As Bad Sisters races towards its finish, I continue to be impressed with the way it weaves the interpersonal drama of these many characters together without forcing the viewer to align too closely with any one person. To do this so seamlessly across two points in time, without making one storyline feel like the important one and the other like backstory, is even more masterful. More and more, I find myself forgetting which events are happening in the past and which are happening in the present. Not because there is no temporal logic to the storytelling, but because the show recognizes that the ebbs and flows of relationships, and the growth (or not) of the humans who are in them, aren’t linear. And because this show is so much more interested in exploring why and how these characters care and hurt than in discovering how JP died. I am too — but, for the record, I would like to find out the latter sometime soon.

Sisterly Advice

• So JP didn’t technically kill his dad, but he didn’t really not kill his dad either.

• This episode has a subtle two-day time jump in the present-day storyline that I found oddly jarring.

• We get a few different shots of Blanaid listening to her parents’ conversations.
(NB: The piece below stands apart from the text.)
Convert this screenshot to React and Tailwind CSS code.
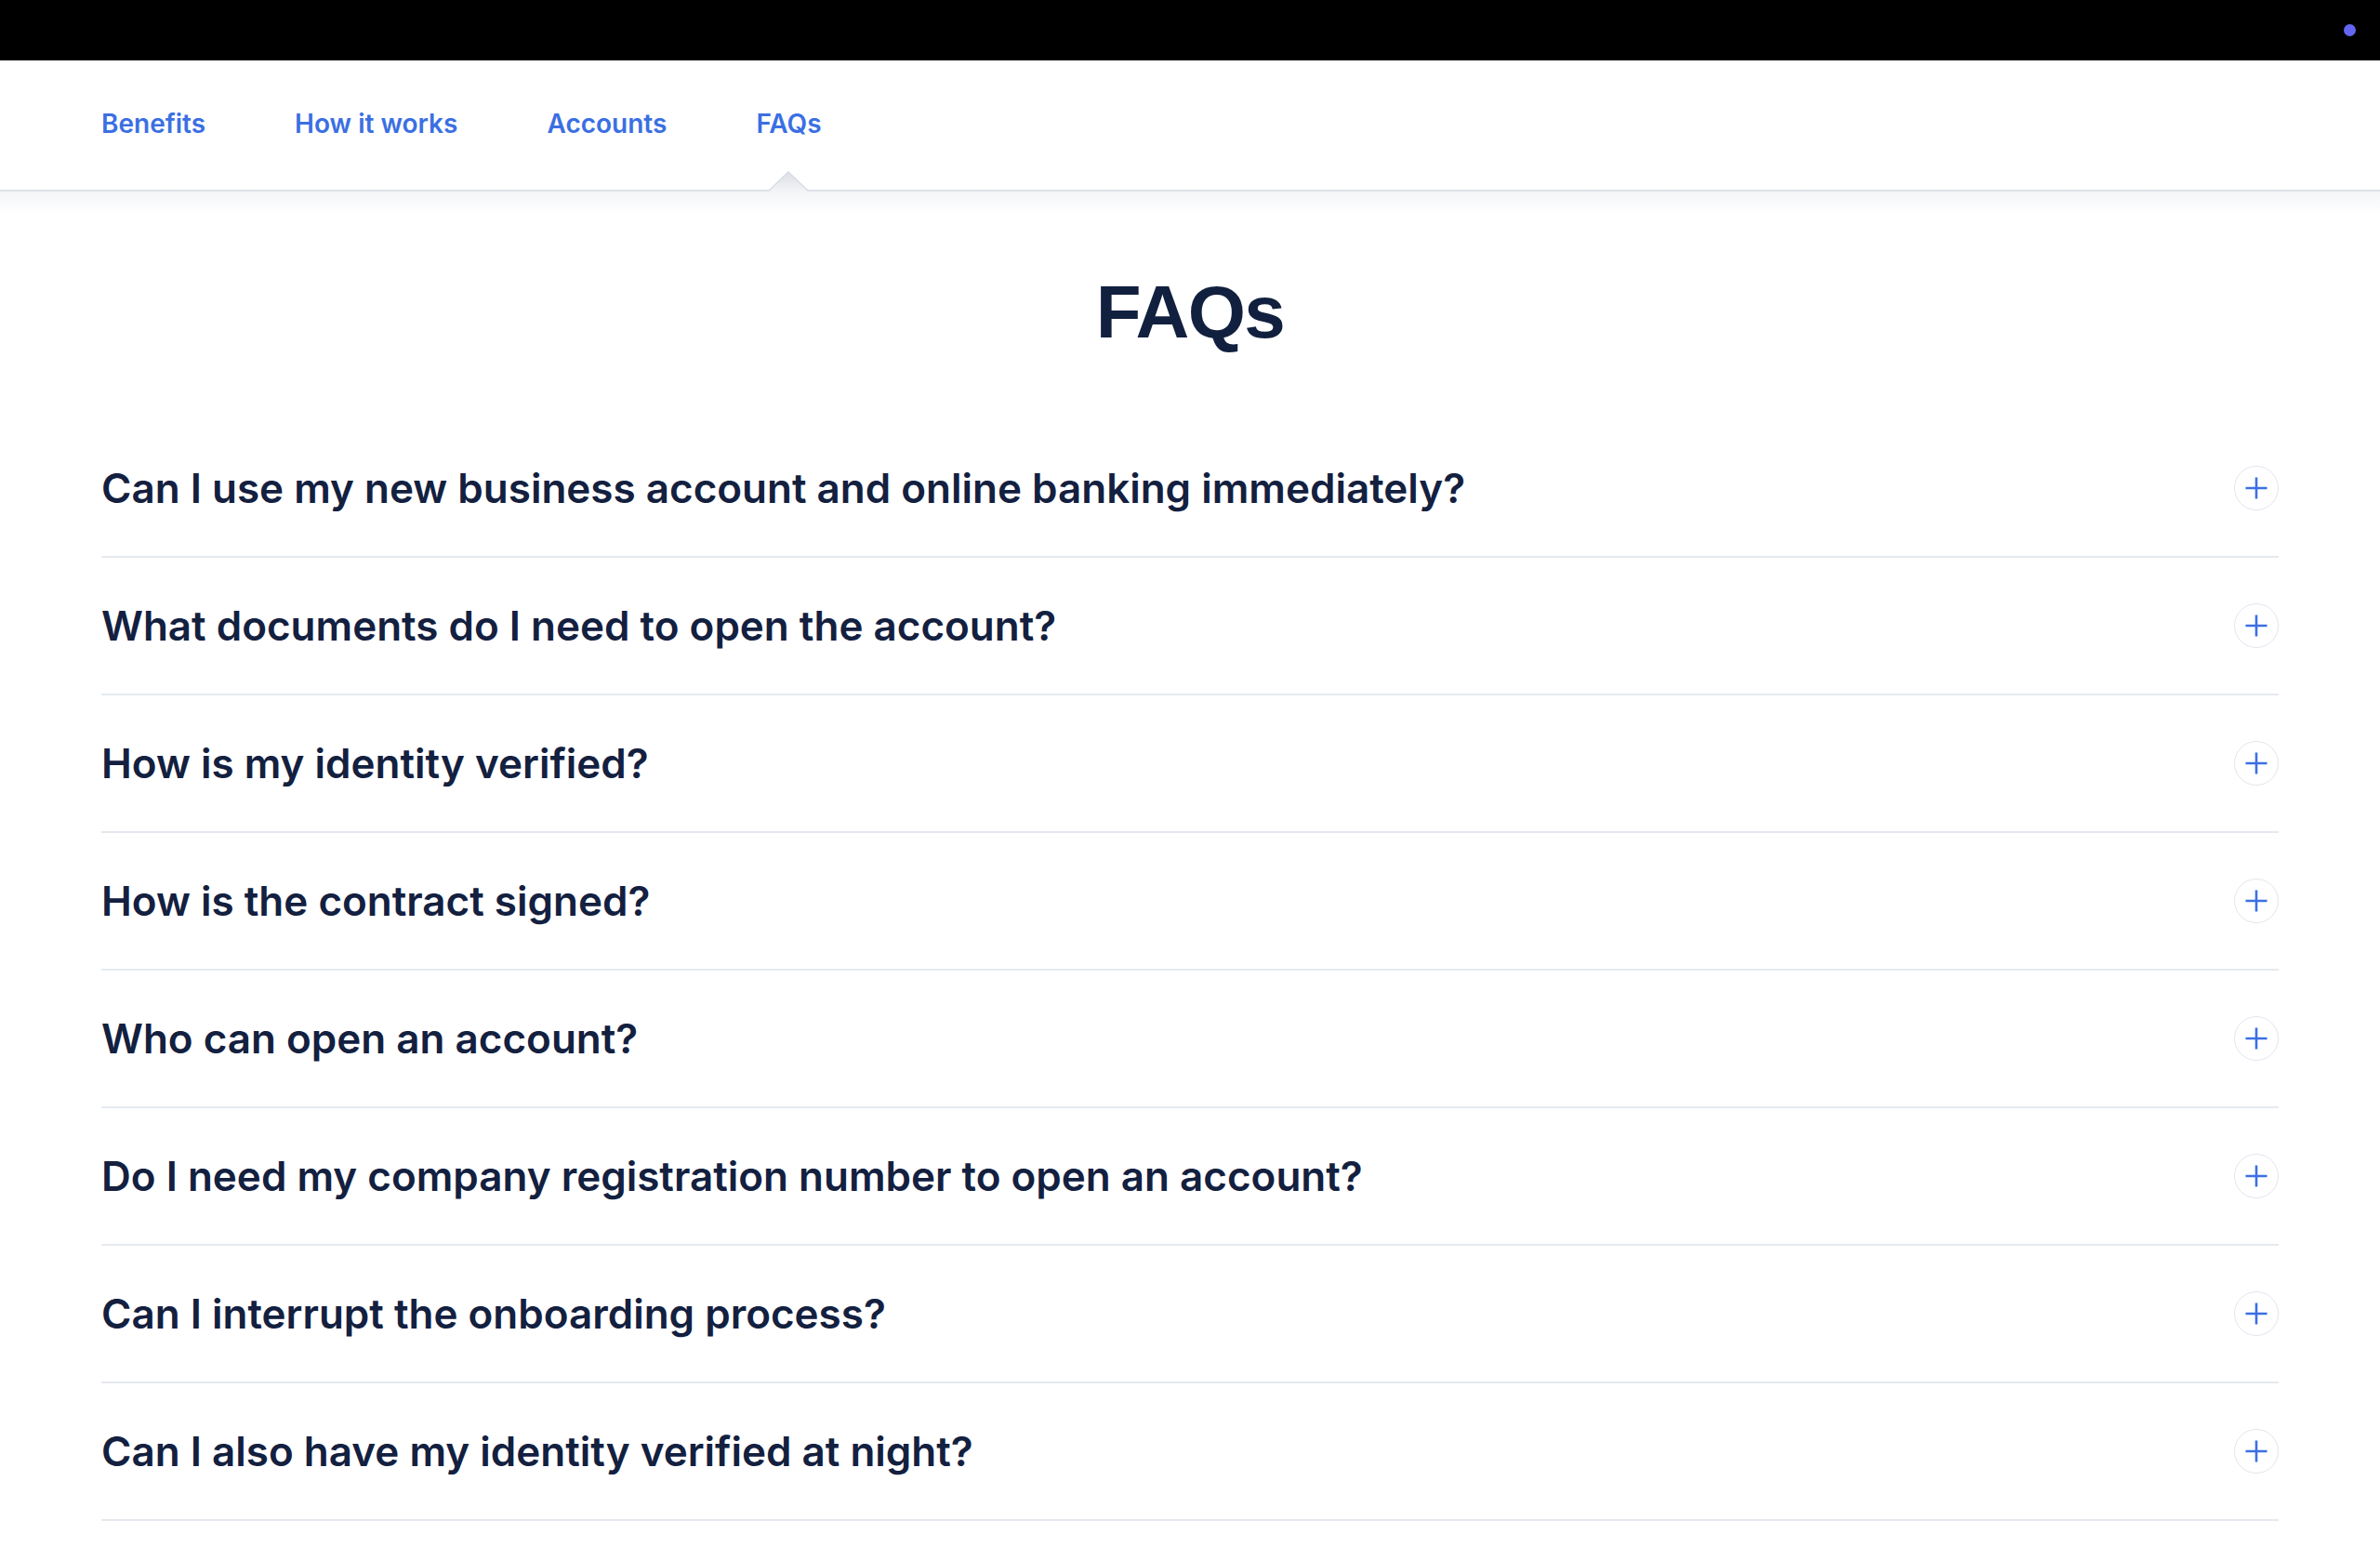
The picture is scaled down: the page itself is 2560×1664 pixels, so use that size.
import React from 'react'

const links = ['Benefits', 'How it works', 'Accounts', 'FAQs']

const questions = [
  'Can I use my new business account and online banking immediately?',
  'What documents do I need to open the account?',
  'How is my identity verified?',
  'How is the contract signed?',
  'Who can open an account?',
  'Do I need my company registration number to open an account?',
  'Can I interrupt the onboarding process?',
  'Can I also have my identity verified at night?',
]

function PlusIcon() {
  return (
    <div className="w-[48px] h-[48px] rounded-full border-[1.5px] border-[#e1e6ee] flex items-center justify-center shrink-0">
      <svg width="24" height="24" viewBox="0 0 24 24">
        <path d="M12 0.5v23M0.5 12h23" stroke="#3b6fe3" strokeWidth="2.6" fill="none" />
      </svg>
    </div>
  )
}

function FaqRow({ question }) {
  return (
    <div className="flex items-center justify-between h-[148px] border-b-2 border-[#e5e9ef]">
      <h3 className="text-[44px] font-semibold text-[#13203f]">{question}</h3>
      <PlusIcon />
    </div>
  )
}

export default function App() {
  return (
    <div className="min-h-screen bg-white" style={{ fontFamily: 'Inter, "Noto Sans", sans-serif' }}>
      <div className="h-[65px] bg-black flex items-center justify-end pr-[26px]">
        <div className="w-[13px] h-[13px] rounded-full bg-[#6466f1]" />
      </div>

      <nav className="h-[141px] border-b-2 border-[#dde1e7] flex px-[109px] gap-[96px]">
        {links.map((link) => (
          <div key={link} className="relative h-full flex items-center pb-[3px]">
            <a className="text-[28px] font-semibold text-[#3b6fe3]">{link}</a>
            {link === 'FAQs' && (
              <svg
                className="absolute left-1/2 -translate-x-1/2 bottom-[-3px]"
                width="44"
                height="23"
                viewBox="0 0 44 23"
              >
                <defs>
                  <linearGradient id="tri" x1="0" y1="0" x2="0" y2="1">
                    <stop offset="0" stopColor="#dcdfe5" />
                    <stop offset="1" stopColor="#f4f5f7" />
                  </linearGradient>
                </defs>
                <path d="M0 23 L22 1 L44 23 Z" fill="url(#tri)" />
                <path d="M1 21 L22 1 L43 21" stroke="#d8dce3" strokeWidth="1.5" fill="none" />
              </svg>
            )}
          </div>
        ))}
      </nav>
      <div className="h-[24px] bg-gradient-to-b from-[#f4f5f7] to-white" />

      <h1
        className="text-center text-[80px] leading-none font-bold text-[#12203f] tracking-[-0.02em] mt-[66px]"
        style={{ fontFamily: '"Liberation Sans", Arial, sans-serif' }}
      >
        FAQs
      </h1>

      <div className="px-[109px] mt-[76px]">
        {questions.map((q) => (
          <FaqRow key={q} question={q} />
        ))}
      </div>
    </div>
  )
}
I continue to wonder what she thinks of her father. We get glimpses of her true teenage emotion coming out, but we’ve yet to get formal glimpses into Blanaid’s perspective. Perhaps that will change in the next two episodes?

• “Are you deliberately trying to find holes in my plan?” “Yes.” This is meant to demonstrate the power struggle between Becka and Eva, but a thorough vetting of the murder plan is not a bad idea. As Eva points out, with every failed attempt, this gets more dangerous.

• Okay, the What We Do in the Shadows song coming in at the end of this episode really threw me. TV shows should not be allowed to use other TV shows’ theme songs.